Cultural adaptation, however, will be crucial. In societies where digital connectivity underpins education and friendship, such bans may face greater resistance. Yet the underlying message is universal: unregulated exposure is not neutral—it has consequences.
Rethinking What Childhood Means in the 21st Century
Denmark’s push to ban social media for under-15s is not just about technology—it’s about redefining childhood itself. It reflects a profound struggle between freedom and safety, innovation and wellbeing, connection and solitude. Whether or not the proposal passes, it has already achieved something vital: forcing societies to confront the uncomfortable truth that the digital world, as it stands, was not designed for children.
Frederiksen’s warning that “we have unleashed a monster” resonates as both caution and challenge. The monster, however, is not beyond control. If governments, tech companies, educators, and families work together, it can be tamed through thoughtful design, education, and shared responsibility.

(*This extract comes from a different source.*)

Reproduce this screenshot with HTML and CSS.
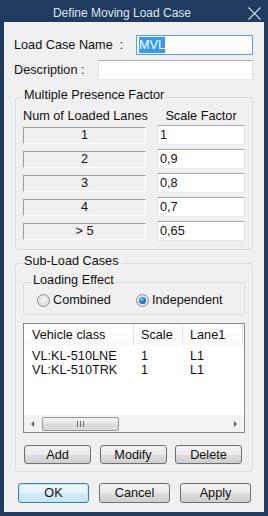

Ultimately, Denmark’s move is more than a policy—it’s a cultural statement about the kind of world we want our children to inherit. The debate is not about banning the future but about preserving the possibility of one where childhood still unfolds in curiosity, laughter, and real human connection—unfiltered by algorithms and untouched by addiction.
As other nations look to Denmark, the message is clear: the age of digital responsibility has arrived, and its first test begins now.